Gerard kicks off underlining the importance of PTP but with the reassuring message that if you ‘bake it in’ to your underlying network, with PTP-aware equipment that can support the scale you need, you’ll have the timing system you need. Thinking of scale is important as PTP is a bi-directional protocol. That is, it’s not like the black and burst and TLS that it replaces which are simply waterfall signals. Each endpoint needs to speak to a clock so understanding how many devices you’ll be having and where is important to consider. For a look a look at PTP itself, rather than best practices, have a look at this talk free registration required or this video with Meinberg.

 

 

Gerard’s best practices advice continues as he recommends using a routed network meaning having multiple layer 2 networks with layer 3 routing between This reduces the broadcast domain size which, in turn, increases stability and resilience. JT-NM TR-1001 can help to assist in deployments using this network architecture. Gerard next cautions about layer 2 IGMP snoopers and queriers which should exist on every VLAN. As the multicast traffic is flooded to the snooping querier in layer 2, it’s important to consider traffic flows.
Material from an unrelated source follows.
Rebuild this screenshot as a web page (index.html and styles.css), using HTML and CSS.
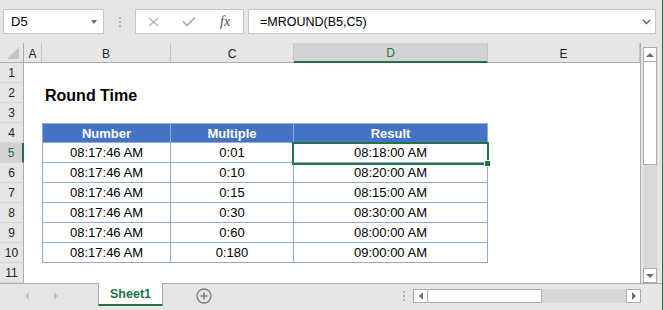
FILE: index.html
```html
<!DOCTYPE html>
<html lang="en">
<head>
  <meta charset="UTF-8" />
  <title>Round Time</title>
  <link rel="stylesheet" href="styles.css">
</head>
<body>
  <div class="app">
    <div class="toolbar">
      <div class="namebox">
        <span>D5</span>
        <span class="drop"></span>
      </div>
      <div class="grip"><i></i><i></i><i></i></div>
      <div class="fxbox">
        <span class="fbtn">
          <svg width="11" height="10" viewBox="0 0 11 10"><path d="M1 1L10 9M10 1L1 9" stroke="#b3b3b3" stroke-width="1.3" fill="none"/></svg>
        </span>
        <span class="fbtn">
          <svg width="14" height="11" viewBox="0 0 14 11"><path d="M1 5.5L5 9.5L13 1.5" stroke="#b3b3b3" stroke-width="1.8" fill="none"/></svg>
        </span>
        <span class="fbtn fx">fx</span>
      </div>
      <div class="formula">
        <span>=MROUND(B5,C5)</span>
        <svg width="9" height="6" viewBox="0 0 9 6"><path d="M1 1L4.5 4.5L8 1" stroke="#666" stroke-width="1.5" fill="none"/></svg>
      </div>
    </div>

    <div class="sheet">
      <div class="grid">
        <!-- column headers -->
        <div class="corner">
          <svg width="14" height="14" viewBox="0 0 14 14"><path d="M13 1V13H1Z" fill="#c3c3c3"/></svg>
        </div>
        <div class="ch">A</div>
        <div class="ch">B</div>
        <div class="ch">C</div>
        <div class="ch sel">D</div>
        <div class="ch">E</div>

        <div class="rh">1</div><div></div><div></div><div></div><div></div><div></div>

        <div class="rh">2</div><div></div><div class="title">Round Time</div><div></div><div></div><div></div>

        <div class="rh">3</div><div></div><div></div><div></div><div></div><div></div>

        <div class="rh">4</div><div></div>
        <div class="t th first">Number</div>
        <div class="t th">Multiple</div>
        <div class="t th">Result</div>
        <div></div>

        <div class="rh sel">5</div><div></div>
        <div class="t first">08:17:46 AM</div>
        <div class="t">0:01</div>
        <div class="t active">08:18:00 AM<span class="selbox"></span><span class="handle"></span></div>
        <div></div>

        <div class="rh">6</div><div></div>
        <div class="t first">08:17:46 AM</div>
        <div class="t">0:10</div>
        <div class="t">08:20:00 AM</div>
        <div></div>

        <div class="rh">7</div><div></div>
        <div class="t first">08:17:46 AM</div>
        <div class="t">0:15</div>
        <div class="t">08:15:00 AM</div>
        <div></div>

        <div class="rh">8</div><div></div>
        <div class="t first">08:17:46 AM</div>
        <div class="t">0:30</div>
        <div class="t">08:30:00 AM</div>
        <div></div>

        <div class="rh">9</div><div></div>
        <div class="t first">08:17:46 AM</div>
        <div class="t">0:60</div>
        <div class="t">08:00:00 AM</div>
        <div></div>

        <div class="rh">10</div><div></div>
        <div class="t first">08:17:46 AM</div>
        <div class="t">0:180</div>
        <div class="t">09:00:00 AM</div>
        <div></div>

        <div class="rh">11</div><div></div><div></div><div></div><div></div><div></div>
      </div>

      <div class="vscroll">
        <div class="vbtn"><span class="tri up"></span></div>
        <div class="vthumb"></div>
        <div class="vtrack"></div>
        <div class="vbtn"><span class="tri down"></span></div>
      </div>
    </div>

    <div class="tabs">
      <div class="tabnav">
        <span class="tri left light"></span>
        <span class="tri right light"></span>
      </div>
      <div class="sheettab">Sheet1</div>
      <div class="addsheet">
        <svg width="16" height="16" viewBox="0 0 16 16">
          <circle cx="8" cy="8" r="7" stroke="#7a7a7a" stroke-width="1.3" fill="none"/>
          <path d="M8 4.5V11.5M4.5 8H11.5" stroke="#7a7a7a" stroke-width="1.5"/>
        </svg>
      </div>
      <div class="spacer"></div>
      <div class="grip hgrip"><i></i><i></i><i></i></div>
      <div class="hscroll">
        <div class="hbtn"><span class="tri left"></span></div>
        <div class="hthumb"></div>
        <div class="htrack"></div>
        <div class="hbtn"><span class="tri right"></span></div>
      </div>
    </div>
  </div>
</body>
</html>
```

FILE: styles.css
```css
:root {
  --chrome: #e6e6e6;
  --header-line: #ababab;
  --excel-green: #217346;
  --table-blue: #4472c4;
  --table-line: #8ea9db;
}

body {
  margin: 0;
  font-family: "Liberation Sans", Arial, sans-serif;
  color: #000;
}

.app {
  width: 662px;
  height: 310px;
  border-right: 1px solid var(--excel-green);
  background: var(--chrome);
  display: flex;
  flex-direction: column;
  overflow: hidden;
}

/* formula bar */

.toolbar {
  height: 43px;
  display: flex;
  align-items: flex-start;
  padding: 9px 0 0 3px;
  box-sizing: border-box;
}

.namebox,
.fxbox,
.formula {
  height: 25px;
  box-sizing: border-box;
  background: white;
  border: 1px solid #c6c6c6;
  display: flex;
  align-items: center;
  font-size: 13px;
}

.namebox {
  width: 101px;
  padding: 0 6px 0 7px;
  justify-content: space-between;
}

.drop {
  width: 0;
  height: 0;
  border-left: 3.5px solid transparent;
  border-right: 3.5px solid transparent;
  border-top: 4px solid #6b6b6b;
}

.grip {
  width: 31px;
  height: 25px;
  display: flex;
  flex-direction: column;
  align-items: center;
  justify-content: center;
  gap: 2px;
}

.grip i {
  width: 2px;
  height: 2px;
  background: #b5b5b5;
}

.fxbox {
  width: 109px;
  justify-content: space-around;
}

.fbtn {
  width: 20px;
  display: flex;
  justify-content: center;
}

.fx {
  font-family: "Liberation Serif", "Times New Roman", serif;
  font-style: italic;
  font-size: 14px;
  color: #555;
}

.formula {
  width: 408px;
  margin-left: 4px;
  padding: 0 4px 0 11px;
  justify-content: space-between;
  font-size: 12.5px;
}

/* sheet grid */

.sheet {
  display: flex;
  height: 240px;
}

.grid {
  display: grid;
  grid-template-columns: 24px 18px 129px 123px 194px 152px;
  grid-auto-rows: 20px;
  background: white;
  border-right: 1px solid var(--header-line);
  font-size: 13px;
}

.corner,
.ch,
.rh {
  background: var(--chrome);
  box-sizing: border-box;
  display: flex;
  align-items: center;
  justify-content: center;
  font-size: 12px;
  color: #222;
}

.corner {
  border-right: 1px solid var(--header-line);
  border-bottom: 1px solid var(--header-line);
  align-items: flex-end;
  justify-content: flex-end;
  padding: 0 3px 2px 0;
}

.ch {
  border-right: 1px solid #c6c6c6;
  border-bottom: 1px solid var(--header-line);
  padding-top: 2px;
}

.ch.sel {
  background: #d2d2d2;
  color: var(--excel-green);
  border-bottom: 2px solid var(--excel-green);
}

.rh {
  border-right: 1px solid var(--header-line);
  border-bottom: 1px solid #d4d4d4;
  padding-top: 1px;
}

.rh.sel {
  background: #d2d2d2;
  color: var(--excel-green);
  border-right: 2px solid var(--excel-green);
}

.title {
  font-size: 16px;
  font-weight: bold;
  white-space: nowrap;
  padding: 3px 0 0 3px;
  line-height: 20px;
}

.t {
  box-sizing: border-box;
  border-right: 1px solid var(--table-line);
  border-bottom: 1px solid var(--table-line);
  display: flex;
  align-items: center;
  justify-content: center;
}

.t.first {
  border-left: 1px solid var(--table-line);
}

.t.th {
  background: var(--table-blue);
  color: white;
  font-weight: bold;
  border-top: 1px solid var(--table-line);
}

.active {
  position: relative;
}

.selbox {
  position: absolute;
  left: -2px;
  top: -1px;
  width: 197px;
  height: 23px;
  box-sizing: border-box;
  border: 2px solid var(--excel-green);
}

.handle {
  position: absolute;
  left: 190px;
  top: 17px;
  width: 5px;
  height: 5px;
  background: var(--excel-green);
  border: 1px solid white;
}

/* scroll bars */

.vscroll {
  width: 20px;
  padding: 4px 4px 0 2px;
  box-sizing: border-box;
  display: flex;
  flex-direction: column;
}

.vbtn,
.hbtn {
  background: white;
  border: 1px solid var(--header-line);
  box-sizing: border-box;
  display: flex;
  align-items: center;
  justify-content: center;
}

.vbtn {
  height: 15px;
}

.vthumb {
  height: 102px;
  background: white;
  border: 1px solid var(--header-line);
  border-top: none;
}

.vtrack,
.htrack {
  flex: 1;
  background: #d9d9d9;
}

.tri {
  width: 0;
  height: 0;
}

.tri.up {
  border-left: 4px solid transparent;
  border-right: 4px solid transparent;
  border-bottom: 4px solid #6e6e6e;
}

.tri.down {
  border-left: 4px solid transparent;
  border-right: 4px solid transparent;
  border-top: 4px solid #6e6e6e;
}

.tri.left {
  border-top: 4px solid transparent;
  border-bottom: 4px solid transparent;
  border-right: 4px solid #6e6e6e;
}

.tri.right {
  border-top: 4px solid transparent;
  border-bottom: 4px solid transparent;
  border-left: 4px solid #6e6e6e;
}

.tri.left.light {
  border-right-color: #c4c4c4;
}

.tri.right.light {
  border-left-color: #c4c4c4;
}

/* sheet tabs */

.tabs {
  flex: 1;
  display: flex;
  align-items: flex-start;
  border-top: 1px solid var(--header-line);
}

.tabnav {
  width: 98px;
  height: 24px;
  display: flex;
  align-items: center;
  gap: 25px;
  padding-left: 25px;
  box-sizing: border-box;
}

.sheettab {
  width: 65px;
  height: 23px;
  margin-top: -1px;
  box-sizing: border-box;
  background: white;
  border-left: 1px solid var(--header-line);
  border-right: 1px solid var(--header-line);
  border-bottom: 2px solid var(--excel-green);
  display: flex;
  align-items: center;
  justify-content: center;
  font-size: 12.5px;
  font-weight: bold;
  color: var(--excel-green);
}

.addsheet {
  margin: 4px 0 0 33px;
  display: flex;
}

.spacer {
  flex: 1;
}

.hgrip {
  width: 14px;
  height: 14px;
  margin: 5px 2px 0 0;
}

.hscroll {
  width: 228px;
  height: 14px;
  margin: 5px 21px 0 0;
  display: flex;
}

.hbtn {
  width: 15px;
}

.hthumb {
  width: 114px;
  background: white;
  border: 1px solid var(--header-line);
  border-left: none;
  box-sizing: border-box;
}
```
When Gerard says PTP should be ‘baked in’, it’s partly boundary clocks he’s referring to. Use them ‘everywhere you can’ is the advice as they bring simplicity to your design and allow for easier debugging. Part of the simplicity they bring is in helping the scalability as they shed load from your GM, taking the brunt of the bi-directional traffic and can reduce load on the endpoints.

It’s long been known that audio devices, for instance, older versions of Dante before v4.2, use version one of PTP which isn’t compatible with SPMTE ST 2059’s requirement to use PTP v2. Gerard says that, if necessary, you should buy a version 1 to version 2 converter from your audio vendor to join the v1 island to your v2 infrastructure. This is linked to best practice point 6; All GMs must have the same time. Mike makes the point that all GMs should be locked to GPS and that if you have multiple sites, they should all have an active, GPS-locked GM even if they do send PTP to each other over a WAN as that is likely to deliver less accurate timing even if it is useful as a backup.

Even if you are using physically separate networks for your PTP and ST 2110 main and backup networks, it’s important to have a link between the two GMs for ST 2022-7 traffic so a link between the two networks just for PTP traffic should be established.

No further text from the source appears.